My one hesitancy in highly recommending this novel is the emphasis on sexual behavior that pervades the entire book.
5 of 5 stars
I Still Dream About You: A Novel
by Fannie Flagg
A romp in Southern charm and skulduggery (5/30/2019)
This fun read still has an emotional punch. Flagg is an expert at creating characters one cares about – even the ones that are not very nice! In this outing Flagg joins a “fat” African American, a midget, an ex-beauty queen, and a thoroughly detestable real estate agent to tell a tale of what might have been, what is and what may yet be.
Pathos and hilarity join forces for a romp in Southern charm and dirty deals. Flagg manages to tell a good story without stooping to vulgar language or explicit sex. Written for the adult female audience I STILL DREAM can be enjoyed by all audiences including teens. There is enough here for an interesting book group discussion that might cover family dynamics, faith, integrity, racial harmony, interpersonal relations and much more.
Similar in feel to FRIED GREEN TOMATOES, this book would also make a good movie.
Death of a New American: A Jane Prescott Novel
by Mariah Fredericks
Death of a New American (5/25/2019)
Jane Prescott, lady’s maid and mystery solver, becomes embroiled in labor disputes, the Black Hand and murder in this entertaining novel set in 1912 New York.
Louise, Jane’s lady, is about to marry the son of a prestigious family. When the Tyler’s nursemaid is murdered and notes are found threatening the infant child of Louise’s soon to be in laws, Jane and newspaperman Michael Behan spring into action.
Between love and the criminal underworld, the tension is palpable.
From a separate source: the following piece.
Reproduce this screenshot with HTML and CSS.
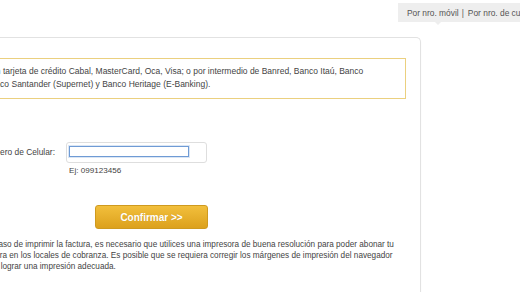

Well written, with interesting situation and characters, this novel will be a welcome addition to book groups and individual readers alike.
The Satapur Moonstone: A Perveen Mistry Novel
by Sujata Massey
Murder, tea and jewels (5/25/2019)
This the second mystery starring Purveen Mistry, a female Indian lawyer practicing in Bombay in 1921. (If you have not read the first, you might want to check it out first, so you know the backstory.) Purveen has been asked to determine if the children of a deceased Maharajah in princely India are being properly cared for and educated, and the royal succession maintained while the two remaining maharanis remain in purdah (seclusion).
Several mysterious incidents come to light as Purveen and an agent for the British Empire join forces to untangle the intricacies of Satapur’s royal aristocracy. Several deaths and more than several possible culprits appear along the way. Massey’s care with the cultural differences observed by the various religions, political entities, and Indian versus British desires become part of the mystery. A bit of romance may even be hinted at if this entertaining series continues – and I hope it does.
Well written with strong characters and intricate plotting make this novel a great addition to the genre.